ENTRIES start
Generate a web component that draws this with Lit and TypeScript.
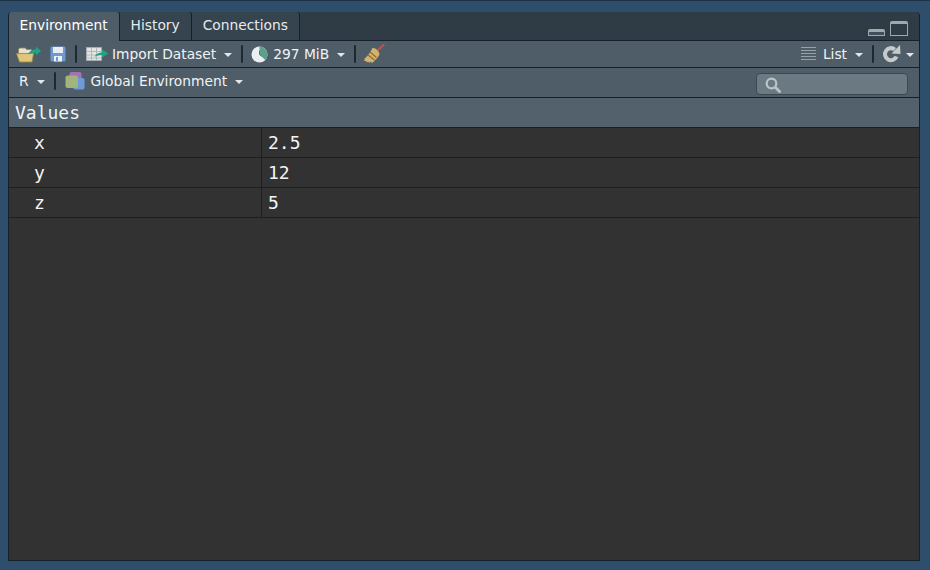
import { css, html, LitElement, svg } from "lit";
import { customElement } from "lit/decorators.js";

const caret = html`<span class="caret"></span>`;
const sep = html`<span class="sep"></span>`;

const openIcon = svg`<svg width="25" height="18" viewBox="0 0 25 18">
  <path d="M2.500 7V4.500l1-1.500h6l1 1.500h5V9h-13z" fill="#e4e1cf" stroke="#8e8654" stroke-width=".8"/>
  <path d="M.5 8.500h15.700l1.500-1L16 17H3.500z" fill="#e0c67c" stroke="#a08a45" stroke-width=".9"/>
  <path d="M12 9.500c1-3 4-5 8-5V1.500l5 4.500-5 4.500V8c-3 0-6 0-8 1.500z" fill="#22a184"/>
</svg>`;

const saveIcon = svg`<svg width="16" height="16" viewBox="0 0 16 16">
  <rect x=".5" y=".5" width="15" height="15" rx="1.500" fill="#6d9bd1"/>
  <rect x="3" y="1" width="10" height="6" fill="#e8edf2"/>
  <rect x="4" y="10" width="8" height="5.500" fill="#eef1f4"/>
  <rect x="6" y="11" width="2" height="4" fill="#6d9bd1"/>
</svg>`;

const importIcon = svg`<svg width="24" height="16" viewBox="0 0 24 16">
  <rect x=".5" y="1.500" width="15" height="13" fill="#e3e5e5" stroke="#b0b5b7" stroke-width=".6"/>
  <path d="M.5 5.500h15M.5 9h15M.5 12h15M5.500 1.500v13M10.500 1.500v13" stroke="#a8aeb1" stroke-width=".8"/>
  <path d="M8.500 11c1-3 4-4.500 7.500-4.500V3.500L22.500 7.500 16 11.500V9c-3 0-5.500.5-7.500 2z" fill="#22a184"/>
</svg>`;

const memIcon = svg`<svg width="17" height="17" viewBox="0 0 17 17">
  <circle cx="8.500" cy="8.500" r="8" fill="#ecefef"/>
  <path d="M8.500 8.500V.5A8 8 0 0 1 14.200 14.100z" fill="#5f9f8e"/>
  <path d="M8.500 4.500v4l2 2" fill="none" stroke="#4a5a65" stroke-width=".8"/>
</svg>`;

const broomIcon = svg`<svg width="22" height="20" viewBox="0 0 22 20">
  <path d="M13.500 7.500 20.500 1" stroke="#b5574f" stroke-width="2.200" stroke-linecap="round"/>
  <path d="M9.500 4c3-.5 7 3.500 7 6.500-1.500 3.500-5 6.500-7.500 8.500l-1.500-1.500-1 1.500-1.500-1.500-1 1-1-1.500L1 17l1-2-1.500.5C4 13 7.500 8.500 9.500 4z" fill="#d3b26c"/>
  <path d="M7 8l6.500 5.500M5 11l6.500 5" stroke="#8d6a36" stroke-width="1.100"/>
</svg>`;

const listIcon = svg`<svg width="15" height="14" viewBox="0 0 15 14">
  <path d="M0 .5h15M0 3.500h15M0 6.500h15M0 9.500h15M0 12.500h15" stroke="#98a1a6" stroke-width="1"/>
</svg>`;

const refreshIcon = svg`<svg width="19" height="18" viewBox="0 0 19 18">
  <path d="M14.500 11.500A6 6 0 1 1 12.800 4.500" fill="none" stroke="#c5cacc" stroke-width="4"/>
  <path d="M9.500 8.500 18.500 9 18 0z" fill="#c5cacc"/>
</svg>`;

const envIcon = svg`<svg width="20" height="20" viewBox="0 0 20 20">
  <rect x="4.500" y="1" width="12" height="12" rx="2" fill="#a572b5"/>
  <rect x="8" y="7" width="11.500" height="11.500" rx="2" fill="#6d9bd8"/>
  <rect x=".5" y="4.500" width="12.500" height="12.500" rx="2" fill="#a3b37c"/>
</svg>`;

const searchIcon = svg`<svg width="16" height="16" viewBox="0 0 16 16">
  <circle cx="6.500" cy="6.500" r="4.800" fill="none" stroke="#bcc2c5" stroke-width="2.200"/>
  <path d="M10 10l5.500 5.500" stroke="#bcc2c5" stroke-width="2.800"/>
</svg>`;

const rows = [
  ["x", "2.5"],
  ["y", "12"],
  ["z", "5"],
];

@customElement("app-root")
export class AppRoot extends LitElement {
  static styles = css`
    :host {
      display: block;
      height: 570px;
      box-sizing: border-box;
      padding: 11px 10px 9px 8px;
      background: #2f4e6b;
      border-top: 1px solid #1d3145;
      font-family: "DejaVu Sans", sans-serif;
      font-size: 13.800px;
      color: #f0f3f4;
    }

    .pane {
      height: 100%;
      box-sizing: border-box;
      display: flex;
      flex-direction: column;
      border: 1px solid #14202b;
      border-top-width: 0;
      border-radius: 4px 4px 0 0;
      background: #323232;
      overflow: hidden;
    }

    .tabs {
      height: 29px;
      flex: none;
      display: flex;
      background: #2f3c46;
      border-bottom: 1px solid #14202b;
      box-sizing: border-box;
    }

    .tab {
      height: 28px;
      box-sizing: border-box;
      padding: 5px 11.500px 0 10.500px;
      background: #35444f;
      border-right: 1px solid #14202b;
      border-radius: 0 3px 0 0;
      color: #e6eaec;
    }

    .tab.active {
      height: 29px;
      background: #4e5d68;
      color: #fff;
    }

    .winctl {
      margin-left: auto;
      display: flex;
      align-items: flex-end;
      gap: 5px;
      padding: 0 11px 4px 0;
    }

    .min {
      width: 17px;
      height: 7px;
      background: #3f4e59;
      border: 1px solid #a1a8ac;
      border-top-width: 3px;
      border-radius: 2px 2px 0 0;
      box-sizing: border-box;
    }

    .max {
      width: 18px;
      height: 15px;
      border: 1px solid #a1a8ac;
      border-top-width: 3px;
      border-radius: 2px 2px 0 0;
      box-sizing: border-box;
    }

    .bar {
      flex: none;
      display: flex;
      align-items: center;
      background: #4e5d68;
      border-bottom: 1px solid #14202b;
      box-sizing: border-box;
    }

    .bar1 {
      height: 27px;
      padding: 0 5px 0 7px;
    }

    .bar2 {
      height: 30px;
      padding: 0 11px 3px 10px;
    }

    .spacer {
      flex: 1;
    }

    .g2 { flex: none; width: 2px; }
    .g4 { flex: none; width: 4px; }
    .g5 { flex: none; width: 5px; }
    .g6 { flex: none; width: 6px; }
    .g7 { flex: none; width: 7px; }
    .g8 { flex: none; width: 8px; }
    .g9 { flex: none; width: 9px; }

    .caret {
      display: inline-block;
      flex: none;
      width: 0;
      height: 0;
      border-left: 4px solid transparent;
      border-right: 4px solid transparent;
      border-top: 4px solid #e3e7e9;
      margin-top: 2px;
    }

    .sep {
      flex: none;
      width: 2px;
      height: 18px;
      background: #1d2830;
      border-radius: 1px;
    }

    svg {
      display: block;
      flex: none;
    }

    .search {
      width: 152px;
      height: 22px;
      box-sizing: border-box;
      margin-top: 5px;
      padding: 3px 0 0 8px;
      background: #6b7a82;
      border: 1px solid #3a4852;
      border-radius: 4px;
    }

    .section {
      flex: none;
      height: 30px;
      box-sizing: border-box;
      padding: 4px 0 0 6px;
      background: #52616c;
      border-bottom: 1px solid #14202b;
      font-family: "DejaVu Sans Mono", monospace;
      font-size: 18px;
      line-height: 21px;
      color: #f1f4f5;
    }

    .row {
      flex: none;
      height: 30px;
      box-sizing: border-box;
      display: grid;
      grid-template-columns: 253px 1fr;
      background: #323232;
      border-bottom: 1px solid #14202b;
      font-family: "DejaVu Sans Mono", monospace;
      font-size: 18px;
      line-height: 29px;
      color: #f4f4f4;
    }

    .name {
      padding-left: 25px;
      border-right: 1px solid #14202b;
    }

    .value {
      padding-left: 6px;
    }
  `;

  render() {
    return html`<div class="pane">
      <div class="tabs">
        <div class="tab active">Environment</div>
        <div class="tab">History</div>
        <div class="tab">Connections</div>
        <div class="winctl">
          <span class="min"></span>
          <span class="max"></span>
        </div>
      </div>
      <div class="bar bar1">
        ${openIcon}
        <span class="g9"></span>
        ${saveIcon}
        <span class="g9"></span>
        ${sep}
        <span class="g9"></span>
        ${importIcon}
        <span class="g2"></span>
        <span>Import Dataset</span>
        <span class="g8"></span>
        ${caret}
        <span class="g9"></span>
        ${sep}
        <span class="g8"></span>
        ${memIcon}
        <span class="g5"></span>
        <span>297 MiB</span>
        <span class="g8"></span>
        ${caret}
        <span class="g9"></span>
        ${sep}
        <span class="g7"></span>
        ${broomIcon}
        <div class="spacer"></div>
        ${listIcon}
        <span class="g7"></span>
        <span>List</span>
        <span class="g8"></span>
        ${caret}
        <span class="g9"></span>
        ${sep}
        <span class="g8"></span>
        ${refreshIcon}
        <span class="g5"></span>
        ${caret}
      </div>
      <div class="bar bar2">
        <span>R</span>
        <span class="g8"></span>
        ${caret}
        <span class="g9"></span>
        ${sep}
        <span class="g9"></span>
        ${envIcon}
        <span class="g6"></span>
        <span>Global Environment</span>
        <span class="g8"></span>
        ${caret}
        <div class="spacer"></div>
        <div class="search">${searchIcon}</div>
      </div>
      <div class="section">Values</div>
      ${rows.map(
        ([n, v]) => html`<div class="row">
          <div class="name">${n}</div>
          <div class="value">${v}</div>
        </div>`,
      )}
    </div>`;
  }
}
ENTRIES end
ENTRIES start
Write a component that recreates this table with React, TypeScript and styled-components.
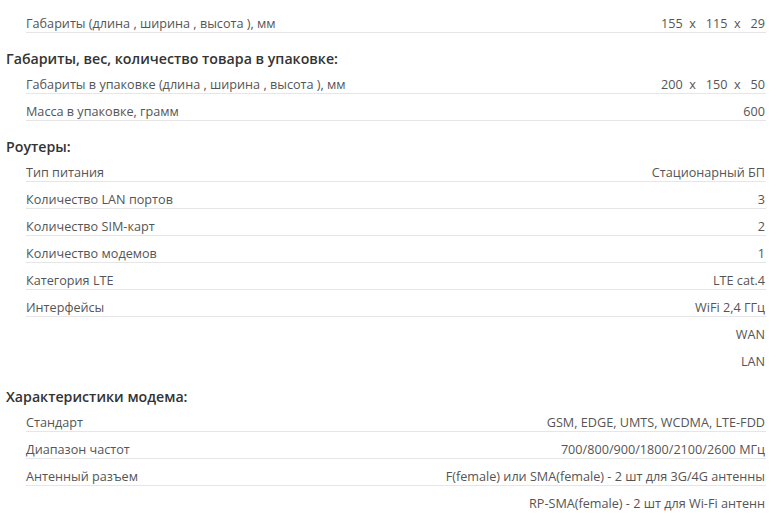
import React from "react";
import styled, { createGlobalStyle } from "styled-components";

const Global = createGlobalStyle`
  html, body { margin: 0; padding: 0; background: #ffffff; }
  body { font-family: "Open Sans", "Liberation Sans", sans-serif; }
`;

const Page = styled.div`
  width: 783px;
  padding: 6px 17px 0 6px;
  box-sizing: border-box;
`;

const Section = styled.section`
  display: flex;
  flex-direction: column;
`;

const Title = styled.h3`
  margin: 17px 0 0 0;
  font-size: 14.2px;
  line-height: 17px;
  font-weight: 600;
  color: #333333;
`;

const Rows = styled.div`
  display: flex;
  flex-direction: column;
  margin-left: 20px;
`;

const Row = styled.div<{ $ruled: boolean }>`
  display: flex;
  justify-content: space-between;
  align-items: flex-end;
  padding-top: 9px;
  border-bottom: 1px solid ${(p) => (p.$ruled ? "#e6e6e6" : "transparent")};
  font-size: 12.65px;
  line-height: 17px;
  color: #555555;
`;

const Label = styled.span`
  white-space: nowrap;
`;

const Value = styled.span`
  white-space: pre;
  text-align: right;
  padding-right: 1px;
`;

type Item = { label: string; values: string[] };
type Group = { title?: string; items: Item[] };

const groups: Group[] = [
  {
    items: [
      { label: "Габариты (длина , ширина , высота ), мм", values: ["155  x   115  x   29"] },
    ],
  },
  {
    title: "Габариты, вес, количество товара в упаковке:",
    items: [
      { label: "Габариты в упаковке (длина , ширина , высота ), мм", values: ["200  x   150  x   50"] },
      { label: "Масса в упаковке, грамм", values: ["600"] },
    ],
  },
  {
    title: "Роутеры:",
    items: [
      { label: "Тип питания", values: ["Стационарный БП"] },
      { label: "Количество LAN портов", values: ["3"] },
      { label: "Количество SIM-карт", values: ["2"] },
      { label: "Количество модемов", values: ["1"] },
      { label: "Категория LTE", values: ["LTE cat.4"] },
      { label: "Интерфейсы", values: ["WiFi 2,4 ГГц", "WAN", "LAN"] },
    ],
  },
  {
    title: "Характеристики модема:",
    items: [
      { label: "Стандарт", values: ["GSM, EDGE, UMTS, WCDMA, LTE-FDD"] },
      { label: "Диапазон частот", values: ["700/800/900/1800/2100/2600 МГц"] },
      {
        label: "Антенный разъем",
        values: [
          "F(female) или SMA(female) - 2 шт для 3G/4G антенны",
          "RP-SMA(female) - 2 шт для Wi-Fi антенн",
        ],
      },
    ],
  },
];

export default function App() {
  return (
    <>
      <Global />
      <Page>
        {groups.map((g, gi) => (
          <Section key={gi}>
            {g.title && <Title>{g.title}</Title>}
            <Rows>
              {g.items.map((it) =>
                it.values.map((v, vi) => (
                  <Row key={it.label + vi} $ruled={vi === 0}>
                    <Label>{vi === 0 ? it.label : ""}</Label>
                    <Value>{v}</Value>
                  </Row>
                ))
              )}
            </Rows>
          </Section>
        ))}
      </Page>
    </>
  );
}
ENTRIES end
WHAT IS EXPECTED
Set down nothing but the lines from the one holding "Write a component" through the one holding "string; items: Item[]", both included, exactly as they appear; any picture is left out.

ANSWER TO THIS PROBLEM
Write a component that recreates this table with React, TypeScript and styled-components.
import React from "react";
import styled, { createGlobalStyle } from "styled-components";

const Global = createGlobalStyle`
  html, body { margin: 0; padding: 0; background: #ffffff; }
  body { font-family: "Open Sans", "Liberation Sans", sans-serif; }
`;

const Page = styled.div`
  width: 783px;
  padding: 6px 17px 0 6px;
  box-sizing: border-box;
`;

const Section = styled.section`
  display: flex;
  flex-direction: column;
`;

const Title = styled.h3`
  margin: 17px 0 0 0;
  font-size: 14.2px;
  line-height: 17px;
  font-weight: 600;
  color: #333333;
`;

const Rows = styled.div`
  display: flex;
  flex-direction: column;
  margin-left: 20px;
`;

const Row = styled.div<{ $ruled: boolean }>`
  display: flex;
  justify-content: space-between;
  align-items: flex-end;
  padding-top: 9px;
  border-bottom: 1px solid ${(p) => (p.$ruled ? "#e6e6e6" : "transparent")};
  font-size: 12.65px;
  line-height: 17px;
  color: #555555;
`;

const Label = styled.span`
  white-space: nowrap;
`;

const Value = styled.span`
  white-space: pre;
  text-align: right;
  padding-right: 1px;
`;

type Item = { label: string; values: string[] };
type Group = { title?: string; items: Item[] };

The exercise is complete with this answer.